Ω_{A} ≈ Θ_{az}·Θ_{el} |
Where: | Θ_{az} = horizontal beamwidthΘ _{el} = vertical beamwidth |
(1) |

There are models in which the projection of the beam solid angle onto the circular surface is represented as a square with the edge lengths of the vertical and horizontal beamwidths, as well as models in which it is represented circularly or elliptically.

##### Main and Side Lobes (Minor Lobes)

The pattern shown in the upper figures has radiation concentrated in several lobes.
The radiation intensity in one lobe is considerably stronger than in the other.
The strongest lobe is called **main lobe**; the others are (minor) **side lobes**.
Since the complex radiation patterns associated with arrays frequently contain several
lobes of varying intensity, you should learn to use appropriate terminology.
In general, main lobes are those in which the greatest amount of radiation occurs.
Side or minor lobes are those in which the radiation intensity is least.

##### Front-to-Back Ratio

The front-to-back ratio of an antenna is the proportion of energy radiated in the principal direction of radiation to the energy radiated in the opposite direction.

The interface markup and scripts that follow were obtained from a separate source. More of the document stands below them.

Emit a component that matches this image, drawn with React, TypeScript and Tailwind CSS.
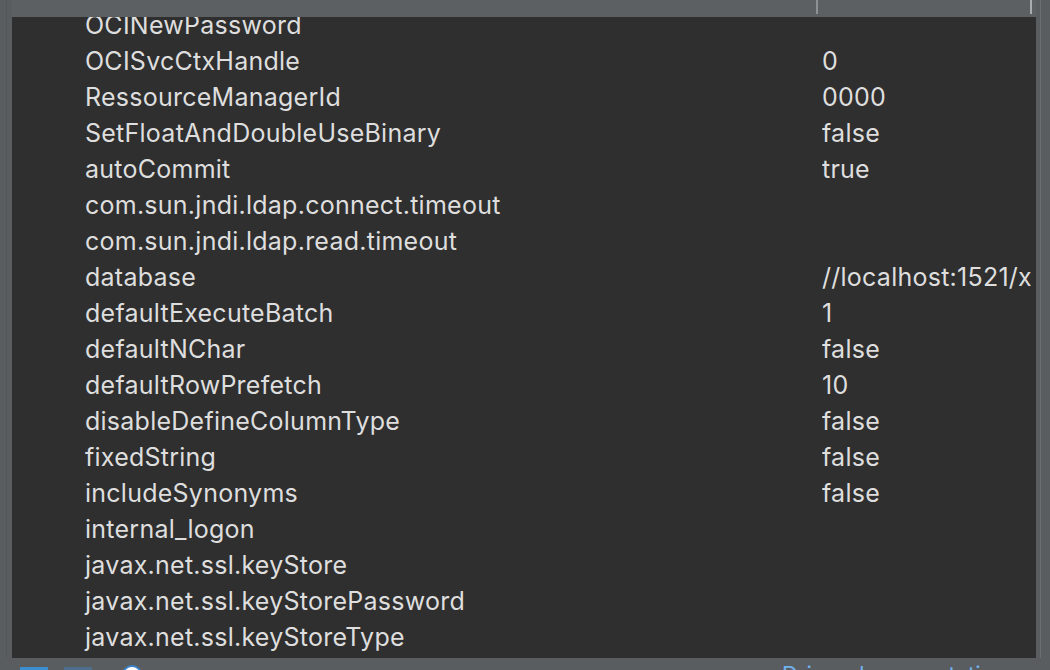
const rows: [string, string][] = [
  ['OCINewPassword', ''],
  ['OCISvcCtxHandle', '0'],
  ['RessourceManagerId', '0000'],
  ['SetFloatAndDoubleUseBinary', 'false'],
  ['autoCommit', 'true'],
  ['com.sun.jndi.ldap.connect.timeout', ''],
  ['com.sun.jndi.ldap.read.timeout', ''],
  ['database', '//localhost:1521/xe'],
  ['defaultExecuteBatch', '1'],
  ['defaultNChar', 'false'],
  ['defaultRowPrefetch', '10'],
  ['disableDefineColumnType', 'false'],
  ['fixedString', 'false'],
  ['includeSynonyms', 'false'],
  ['internal_logon', ''],
  ['javax.net.ssl.keyStore', ''],
  ['javax.net.ssl.keyStorePassword', ''],
  ['javax.net.ssl.keyStoreType', ''],
];

export default function App() {
  return (
    <div
      className="w-[1050px] h-[670px] bg-[#595d60] flex flex-col overflow-hidden"
      style={{ fontFamily: 'Inter, "Open Sans", sans-serif' }}
    >
      <div className="flex flex-1 min-h-0">
        {/* left gutter */}
        <div className="w-[12px] flex">
          <div className="w-[6px]" />
          <div className="w-px bg-[#53575a]" />
        </div>

        {/* properties table */}
        <div className="w-[1024px] flex flex-col">
          <div className="h-[17px] bg-[#5c6063] flex">
            <div className="w-[806px] border-r-2 border-[#8d9194] h-[14px]" />
            <div className="w-[214px] border-r-2 border-[#a9adb0] h-[14px]" />
          </div>
          <div className="flex-1 bg-[#2f2f2f] overflow-hidden">
            <div className="-mt-[9px]">
              {rows.map(([k, v]) => (
                <div key={k} className="h-[36px] flex items-center text-[25px] tracking-[0.25px] text-[#dedede]">
                  <div className="w-[810px] pl-[73px] whitespace-nowrap">{k}</div>
                  <div className="w-[209px] whitespace-nowrap overflow-hidden">{v}</div>
                </div>
              ))}
            </div>
          </div>
        </div>

        {/* scrollbar track */}
        <div className="flex-1 flex">
          <div className="w-[4px]" />
          <div className="w-px bg-[#6a6e71]" />
        </div>
      </div>

      {/* bottom toolbar, mostly out of view */}
      <div className="h-[12px] flex items-start relative">
        <div className="absolute left-[20px] top-[9px] w-[28px] h-[6px] bg-[#3b8ed0]" />
        <div className="absolute left-[64px] top-[9px] w-[28px] h-[6px] bg-[#4d6f8c]" />
        <div className="absolute left-[122px] top-[7px] w-[20px] h-[20px] rounded-full border-2 border-[#3b82c8] bg-white" />
        <div className="absolute left-[782px] top-[5px] text-[22px] leading-none text-[#6fb4ef]">
          Driver documentation
        </div>
      </div>
    </div>
  );
}
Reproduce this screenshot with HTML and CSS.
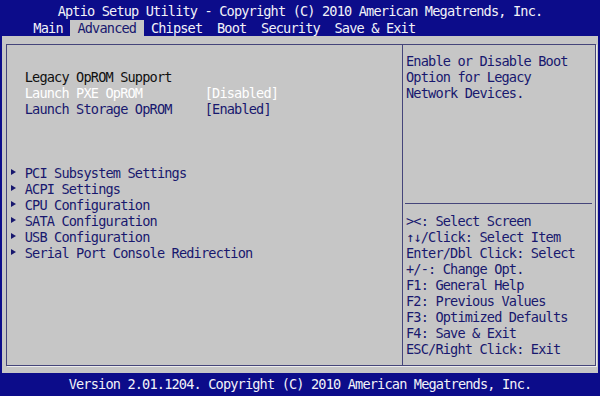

A high front-to-back ratio is desirable because this means that a minimum amount of energy is radiated in the undesired direction.

##### Aperture

Figure 3: The antenna aperture is a section of a spherical surface

The effective aperture of an antenna A_{e} is the area presented to the radiated
or received signal. It is a key parameter, which governs the performance of the antenna.
The gain is related to the effective area by the following relationship:

G = | 4π · A_{e} |
; A_{e} = K_{a}·A |
Where: | λ = wave length A _{e} = effective antenna apertureA = physical area of the antenna K _{a} = antenna aperture efficiency |
(2) |

λ^{2} |

The aperture efficiency depends on the distribution of the illumination across the aperture.
If this is linear then K_{a}= 1. This high efficiency is
offset by the relatively high level of sidelobes obtained with linear illumination.
Therefore, antennas with more practical levels of sidelobes have an antenna aperture efficiency
less than one (A_{e}< A).

##### Bandwidth

The antenna’s bandwidth is the range of operating frequencies over which the antenna meets the operational requirements, including:

- Spatial properties (radiation characteristics)
- Polarization properties
- Impedance properties
- Propagation mode properties

Most antenna technologies can support operation over a frequency range that is 5 to 10% of the central frequency (e.g., 100 to 200 MHz bandwidth at 2 GHz) due to their resonance characteristics. To achieve wideband operation requires specialized antenna technologies (e.g., Logarithmic Periodical Dipole Antenna, Tapered Slot Antenna).